Never That Far From HopkinsDate: November 28, 2012
Russell Postier has come full circle.
Chair of the Department of Surgery for the University of Oklahoma (OU) College of Medicine and former chairman of the American Board of Surgery, Postier grew up in Oklahoma and went to college and medical school there. When he attended OU as a medical student, the majority of the professors including the chair had a Johns Hopkins connection or trained at Hopkins. They encouraged Postier and one of his classmates to apply for residency at Hopkins; Postier came in 1975 for residency, and when he finished in 1981 he returned to OU as an assistant professor, working for Hopkins alums Rainey Williams and Ron Elkins. Postier became chair of surgery in 1997.

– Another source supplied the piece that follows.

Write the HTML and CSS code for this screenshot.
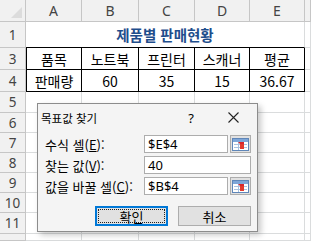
FILE: index.html
```html
<!DOCTYPE html>
<html lang="ko">
<head>
    <meta charset="UTF-8">
    <title>목표값 찾기</title>
    <link rel="stylesheet" href="styles.css">
</head>
<body>
    <div class="sheet">
        <div class="head corner"><span class="tri"></span></div>
        <div class="head">A</div>
        <div class="head">B</div>
        <div class="head">C</div>
        <div class="head">D</div>
        <div class="head">E</div>
        <div class="head"></div>

        <div class="head num">1</div>
        <div class="title">제품별 판매현황</div>
        <div></div>

        <div class="head num">3</div>
        <div class="t first">품목</div>
        <div class="t">노트북</div>
        <div class="t">프린터</div>
        <div class="t">스캐너</div>
        <div class="t">평균</div>
        <div></div>

        <div class="head num">4</div>
        <div class="t first">판매량</div>
        <div class="t">60</div>
        <div class="t">35</div>
        <div class="t">15</div>
        <div class="t">36.67</div>
        <div></div>

        <div class="head num">5</div><div></div><div></div><div></div><div></div><div></div><div></div>
        <div class="head num">6</div><div></div><div></div><div></div><div></div><div></div><div></div>
        <div class="head num">7</div><div></div><div></div><div></div><div></div><div></div><div></div>
        <div class="head num">8</div><div></div><div></div><div></div><div></div><div></div><div></div>
        <div class="head num">9</div><div></div><div></div><div></div><div></div><div></div><div></div>
        <div class="head num">10</div><div></div><div></div><div></div><div></div><div></div><div></div>
        <div class="head num">11</div><div></div><div></div><div></div><div></div><div></div><div></div>
        <div class="head num"></div><div></div><div></div><div></div><div></div><div></div><div></div>
    </div>

    <div class="dialog">
        <div class="dlg-bar">
            <span class="dlg-title">목표값 찾기</span>
            <span class="dlg-help">?</span>
            <svg class="dlg-close" width="11" height="11" viewBox="0 0 11 11">
                <path d="M0.5 0.5 L10.5 10.5 M10.5 0.5 L0.5 10.5" stroke="#222" stroke-width="1.1" fill="none"/>
            </svg>
        </div>
        <div class="dlg-form">
            <label>수식 셀(<u>E</u>):</label>
            <div class="field">
                <span class="input">$E$4</span>
                <span class="ref">
                    <svg width="17" height="13" viewBox="0 0 17 13">
                        <rect x="0.5" y="0.5" width="16" height="12" fill="#fff" stroke="#5f86b8"/>
                        <rect x="1" y="1" width="15" height="3" fill="#7ea6d8"/>
                        <path d="M2 6.5 H15 M2 9.5 H15 M6.5 4 V12" stroke="#a9c2e0" stroke-width="1"/>
                        <path d="M6 4 L12 4 L12 10 Z" fill="#d8262b"/>
                        <rect x="8" y="6" width="4" height="5" fill="#e23a2e"/>
                    </svg>
                </span>
            </div>
            <label>찾는 값(<u>V</u>):</label>
            <div class="field">
                <span class="input">40</span>
            </div>
            <label>값을 바꿀 셀(<u>C</u>):</label>
            <div class="field">
                <span class="input">$B$4</span>
                <span class="ref">
                    <svg width="17" height="13" viewBox="0 0 17 13">
                        <rect x="0.5" y="0.5" width="16" height="12" fill="#fff" stroke="#5f86b8"/>
                        <rect x="1" y="1" width="15" height="3" fill="#7ea6d8"/>
                        <path d="M2 6.5 H15 M2 9.5 H15 M6.5 4 V12" stroke="#a9c2e0" stroke-width="1"/>
                        <path d="M6 4 L12 4 L12 10 Z" fill="#d8262b"/>
                        <rect x="8" y="6" width="4" height="5" fill="#e23a2e"/>
                    </svg>
                </span>
            </div>
        </div>
        <div class="dlg-buttons">
            <button class="btn ok"><span>확인</span></button>
            <button class="btn">취소</button>
        </div>
    </div>
</body>
</html>
```

FILE: styles.css
```css
* {
    box-sizing: border-box;
}
body {
    margin: 0;
    width: 311px;
    height: 241px;
    overflow: hidden;
    position: relative;
    background: #fff;
    font-family: "Noto Sans CJK KR", "Noto Sans", sans-serif;
}
.sheet {
    display: grid;
    grid-template-columns: 26px 56px 57px 56px 55px 55px 6px;
    grid-template-rows: 22px 26px 22px 22px 21px 20px 20px 20px 20px 20px 21px 7px;
}
.sheet > div {
    display: flex;
    align-items: center;
    justify-content: center;
    border-right: 1px solid #dadcdd;
    border-bottom: 1px solid #dadcdd;
    font-size: 14px;
    color: #000;
}
.sheet > .head {
    background: #f1f1f1;
    border-color: #c6c6c6;
    color: #444;
    font-family: "Noto Sans", sans-serif;
    font-size: 14px;
}
.sheet > .num {
    font-size: 13.5px;
}
.corner {
    position: relative;
}
.tri {
    position: absolute;
    right: 3px;
    bottom: 3px;
    border-left: 11px solid transparent;
    border-bottom: 11px solid #dcdcdc;
}
.sheet > .title {
    grid-column: span 5;
    font-weight: bold;
    font-size: 14.5px;
    color: #1f4e8c;
    border-bottom-color: #000;
}
.sheet > .t {
    border-right-color: #000;
    border-bottom-color: #000;
}
.sheet > .first {
    border-left: 1px solid #000;
}

/* goal seek dialog */
.dialog {
    position: absolute;
    left: 37px;
    top: 103px;
    width: 221px;
    height: 129px;
    background: #f4f4f4;
    border: 1px solid #8c8c8c;
    box-shadow: 3px 3px 6px rgba(0, 0, 0, 0.22);
    font-size: 13px;
    color: #000;
}
.dlg-bar {
    display: flex;
    align-items: center;
    height: 27px;
    padding-left: 3px;
}
.dlg-title {
    font-size: 11.5px;
    flex: 1;
}
.dlg-help {
    font-family: "Noto Sans", sans-serif;
    font-size: 13px;
    margin-right: 34px;
}
.dlg-close {
    margin-right: 18px;
}
.dlg-form {
    display: grid;
    grid-template-columns: 99px 107px;
    grid-template-rows: 18px 18px 18px;
    row-gap: 3px;
    padding: 4px 0 0 7px;
}
.dlg-form label {
    display: flex;
    align-items: center;
}
.field {
    display: flex;
    gap: 2px;
}
.input {
    flex: 1;
    display: flex;
    align-items: center;
    padding-left: 3px;
    background: #fff;
    border: 1px solid #adadad;
    font-family: "Noto Sans", sans-serif;
    font-size: 13px;
}
.ref {
    width: 21px;
    display: flex;
    align-items: center;
    justify-content: center;
    background: #e1e1e1;
    border: 1px solid #adadad;
}
.dlg-buttons {
    display: flex;
    gap: 10px;
    padding: 11px 0 0 57px;
}
.btn {
    width: 73px;
    height: 20px;
    padding: 0;
    background: #e1e1e1;
    border: 1px solid #adadad;
    font-family: "Noto Sans CJK KR", sans-serif;
    font-size: 13px;
    color: #000;
}
.btn.ok {
    border: 2px solid #0078d7;
    padding: 1px;
}
.btn.ok span {
    display: flex;
    align-items: center;
    justify-content: center;
    height: 100%;
    border: 1px dotted #222;
}
```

His Hopkins connections continued during his leadership roles with the American Board of Surgery (ABS). Postier said when his name came up to chair the ABS in 2008, at least four of the 26 surgery program directors in the organization had trained at Hopkins. There were at least three other Hopkins alums active in the ABS during most of his tenure, Postier says, so “going to board meetings was almost like going to Old Hands meetings.”

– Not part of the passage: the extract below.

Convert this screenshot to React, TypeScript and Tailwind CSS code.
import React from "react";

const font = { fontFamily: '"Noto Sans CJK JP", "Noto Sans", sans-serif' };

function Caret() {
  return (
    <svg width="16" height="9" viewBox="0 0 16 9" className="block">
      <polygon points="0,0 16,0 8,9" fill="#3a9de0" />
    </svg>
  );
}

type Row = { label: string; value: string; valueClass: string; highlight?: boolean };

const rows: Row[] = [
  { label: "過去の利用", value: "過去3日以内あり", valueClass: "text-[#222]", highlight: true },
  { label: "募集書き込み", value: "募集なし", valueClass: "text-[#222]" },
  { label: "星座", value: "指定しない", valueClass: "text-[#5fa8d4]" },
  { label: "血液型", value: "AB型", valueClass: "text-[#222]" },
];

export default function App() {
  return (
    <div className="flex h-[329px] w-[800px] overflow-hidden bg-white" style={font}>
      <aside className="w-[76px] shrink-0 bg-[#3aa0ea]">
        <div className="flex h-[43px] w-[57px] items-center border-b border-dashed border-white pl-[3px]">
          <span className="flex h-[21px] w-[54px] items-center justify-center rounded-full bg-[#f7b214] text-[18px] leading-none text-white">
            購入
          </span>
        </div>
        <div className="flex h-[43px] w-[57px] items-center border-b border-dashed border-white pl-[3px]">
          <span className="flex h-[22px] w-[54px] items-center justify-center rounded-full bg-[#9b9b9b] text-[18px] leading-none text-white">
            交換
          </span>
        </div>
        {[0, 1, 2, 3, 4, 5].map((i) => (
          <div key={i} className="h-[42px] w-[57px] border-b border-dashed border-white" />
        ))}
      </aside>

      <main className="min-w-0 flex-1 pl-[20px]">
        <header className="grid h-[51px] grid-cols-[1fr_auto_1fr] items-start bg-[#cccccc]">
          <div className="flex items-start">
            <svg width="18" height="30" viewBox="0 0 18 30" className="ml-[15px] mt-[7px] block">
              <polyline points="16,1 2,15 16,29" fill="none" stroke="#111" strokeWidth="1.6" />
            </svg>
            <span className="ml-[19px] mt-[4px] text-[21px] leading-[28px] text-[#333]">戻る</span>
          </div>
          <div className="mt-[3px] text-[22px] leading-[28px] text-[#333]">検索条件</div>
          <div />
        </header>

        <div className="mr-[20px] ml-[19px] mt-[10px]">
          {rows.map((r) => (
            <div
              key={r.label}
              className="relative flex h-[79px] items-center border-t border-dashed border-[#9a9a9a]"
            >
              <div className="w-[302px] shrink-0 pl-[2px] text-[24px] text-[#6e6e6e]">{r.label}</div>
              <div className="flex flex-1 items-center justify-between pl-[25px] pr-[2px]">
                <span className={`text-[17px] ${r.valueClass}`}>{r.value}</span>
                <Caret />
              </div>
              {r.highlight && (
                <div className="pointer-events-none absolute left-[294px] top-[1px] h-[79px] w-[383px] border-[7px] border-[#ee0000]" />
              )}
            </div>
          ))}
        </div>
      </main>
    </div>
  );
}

“I never dreamed of (leading the ABS)—to me it would be like winning the lottery,” says Postier, whose interests lie in gastrointestinal, biliary and pancreatic surgeries. “It was the highlight of my academic surgery career.”

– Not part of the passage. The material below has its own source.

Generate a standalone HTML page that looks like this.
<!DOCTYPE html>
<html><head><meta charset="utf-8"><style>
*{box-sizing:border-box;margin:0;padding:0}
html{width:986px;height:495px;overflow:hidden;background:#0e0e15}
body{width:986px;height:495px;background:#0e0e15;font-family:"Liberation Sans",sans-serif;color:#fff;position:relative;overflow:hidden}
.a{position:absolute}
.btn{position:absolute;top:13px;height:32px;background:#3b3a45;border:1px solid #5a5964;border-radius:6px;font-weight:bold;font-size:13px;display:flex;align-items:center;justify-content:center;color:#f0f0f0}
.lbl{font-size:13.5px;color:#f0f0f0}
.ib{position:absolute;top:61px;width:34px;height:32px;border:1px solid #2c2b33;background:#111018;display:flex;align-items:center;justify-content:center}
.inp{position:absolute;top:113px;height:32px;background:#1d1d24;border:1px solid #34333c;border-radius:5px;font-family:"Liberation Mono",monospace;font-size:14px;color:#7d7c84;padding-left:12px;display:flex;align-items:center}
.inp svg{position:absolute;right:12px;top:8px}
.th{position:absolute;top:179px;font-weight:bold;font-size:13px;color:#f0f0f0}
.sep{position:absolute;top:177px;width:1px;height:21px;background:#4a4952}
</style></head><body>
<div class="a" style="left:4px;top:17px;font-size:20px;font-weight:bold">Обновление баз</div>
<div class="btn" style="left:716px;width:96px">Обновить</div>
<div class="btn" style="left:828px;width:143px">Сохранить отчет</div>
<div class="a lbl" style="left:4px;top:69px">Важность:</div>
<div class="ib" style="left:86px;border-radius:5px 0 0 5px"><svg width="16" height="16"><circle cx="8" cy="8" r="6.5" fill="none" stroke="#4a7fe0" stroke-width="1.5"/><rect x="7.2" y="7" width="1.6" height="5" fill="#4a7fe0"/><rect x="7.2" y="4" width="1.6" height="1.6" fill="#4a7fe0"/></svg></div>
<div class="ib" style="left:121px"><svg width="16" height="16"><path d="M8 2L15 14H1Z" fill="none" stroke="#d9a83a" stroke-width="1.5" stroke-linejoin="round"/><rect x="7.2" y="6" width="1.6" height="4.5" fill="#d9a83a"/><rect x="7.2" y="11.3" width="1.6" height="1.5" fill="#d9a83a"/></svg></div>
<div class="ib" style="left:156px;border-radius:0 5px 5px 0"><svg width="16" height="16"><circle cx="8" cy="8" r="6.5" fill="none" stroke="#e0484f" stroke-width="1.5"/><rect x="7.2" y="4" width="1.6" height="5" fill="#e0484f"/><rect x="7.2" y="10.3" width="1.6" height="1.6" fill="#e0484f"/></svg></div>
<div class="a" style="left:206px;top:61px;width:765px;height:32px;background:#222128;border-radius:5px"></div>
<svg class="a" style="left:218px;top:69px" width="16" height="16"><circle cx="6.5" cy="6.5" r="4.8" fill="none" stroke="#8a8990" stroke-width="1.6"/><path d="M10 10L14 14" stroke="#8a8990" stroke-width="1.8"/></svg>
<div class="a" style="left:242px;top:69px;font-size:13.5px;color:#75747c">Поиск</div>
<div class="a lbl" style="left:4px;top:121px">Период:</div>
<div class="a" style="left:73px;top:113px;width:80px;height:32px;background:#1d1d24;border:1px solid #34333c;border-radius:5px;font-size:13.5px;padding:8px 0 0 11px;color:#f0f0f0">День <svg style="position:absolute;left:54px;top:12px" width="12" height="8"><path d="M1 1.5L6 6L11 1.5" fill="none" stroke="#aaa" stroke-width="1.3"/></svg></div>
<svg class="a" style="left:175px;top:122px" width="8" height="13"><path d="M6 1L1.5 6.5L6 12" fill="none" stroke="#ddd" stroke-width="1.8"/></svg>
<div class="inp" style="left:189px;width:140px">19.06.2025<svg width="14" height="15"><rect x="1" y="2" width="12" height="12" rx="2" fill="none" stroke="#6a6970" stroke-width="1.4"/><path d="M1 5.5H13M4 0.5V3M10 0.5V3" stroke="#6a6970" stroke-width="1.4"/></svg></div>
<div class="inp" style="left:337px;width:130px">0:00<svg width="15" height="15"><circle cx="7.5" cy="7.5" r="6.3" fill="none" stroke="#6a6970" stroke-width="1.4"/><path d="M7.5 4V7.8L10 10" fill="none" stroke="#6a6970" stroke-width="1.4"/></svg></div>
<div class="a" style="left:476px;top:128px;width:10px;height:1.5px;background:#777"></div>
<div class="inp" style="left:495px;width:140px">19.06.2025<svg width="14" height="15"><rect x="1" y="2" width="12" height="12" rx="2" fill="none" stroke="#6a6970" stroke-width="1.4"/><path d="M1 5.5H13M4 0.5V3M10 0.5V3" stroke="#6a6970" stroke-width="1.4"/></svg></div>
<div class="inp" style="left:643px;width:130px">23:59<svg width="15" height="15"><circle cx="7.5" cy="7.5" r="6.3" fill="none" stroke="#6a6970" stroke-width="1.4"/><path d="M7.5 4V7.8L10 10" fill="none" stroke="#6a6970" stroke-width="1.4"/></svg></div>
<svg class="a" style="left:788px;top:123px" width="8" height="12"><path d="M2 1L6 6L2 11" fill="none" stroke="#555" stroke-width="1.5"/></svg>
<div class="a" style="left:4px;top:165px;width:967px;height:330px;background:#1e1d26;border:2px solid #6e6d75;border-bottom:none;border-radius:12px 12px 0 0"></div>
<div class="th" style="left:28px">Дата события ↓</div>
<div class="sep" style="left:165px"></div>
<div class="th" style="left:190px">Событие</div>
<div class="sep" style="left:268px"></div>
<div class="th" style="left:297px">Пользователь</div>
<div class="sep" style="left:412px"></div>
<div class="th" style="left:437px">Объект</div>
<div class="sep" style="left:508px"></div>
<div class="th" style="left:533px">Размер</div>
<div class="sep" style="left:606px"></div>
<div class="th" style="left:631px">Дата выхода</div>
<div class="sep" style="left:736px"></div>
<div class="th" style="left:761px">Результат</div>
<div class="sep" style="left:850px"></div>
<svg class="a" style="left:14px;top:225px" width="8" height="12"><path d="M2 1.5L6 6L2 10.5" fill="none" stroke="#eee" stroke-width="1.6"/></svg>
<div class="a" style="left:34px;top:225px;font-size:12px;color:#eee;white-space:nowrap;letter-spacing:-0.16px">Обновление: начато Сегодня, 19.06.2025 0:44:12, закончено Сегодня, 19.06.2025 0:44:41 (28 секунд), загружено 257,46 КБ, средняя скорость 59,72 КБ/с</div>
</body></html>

During his time as president, the ABS redefined the curriculum for general surgery residents, working with six other organizations, including the Association of Program Directors in Surgery, to create the Surgical Council on Resident Education (SCORE) curriculum.
When the leaders got together to discuss what a general surgeon should do and in which operations they should be proficient, Postier says, most had trained a generation ahead of current residents, and some of the operations he and his colleagues had learned had been made obsolete by improvements in medical technology. For example, during Postier’s training, common bile duct explorations to remove stones or other blockages were open procedures. Today, stones are removed more commonly by endoscopy. In fact, in reviewing recent surgical procedures completed by residents, Postier and colleagues could not find any reports of open procedures. They decided that teaching the operation in a simulated environment would be unreasonable, so they dropped it from residents’ requirements.
Postier and ABS colleagues, with the Society of Surgical Oncology, also worked to better define fellowships in surgical oncology, carefully figuring out how to advance the field but not threaten the role of general surgeons operating on cancer patients in community hospital settings.
At Hopkins, Postier says he fondly remembers working hard, living in the Compound, and the high-quality chief residents he worked with, which he appreciated throughout his training and when he became a chief resident himself.
The idea that surgical residents had to balance patient care, teaching and research “permeated the entire place,” Postier says. “Less than excellence was unacceptable and you tried hard to meet that challenge.”
Today the residency programs at OU, which Postier directed for 15 years before becoming chair, “continue to have a strong Hopkins flavor,” he says.
“Work hours have evolved and changed, and resident expectations have changed,” he says, “but as long as you keep patient-centered care as the focus, you are going to have a strong program.”
Many of Postier’s trainees went to Hopkins for fellowships, some of whom have come back to OU for full-time positions. “The Hopkins-Oklahoma connection,” he says, “is still strong, and beneficial to both groups.”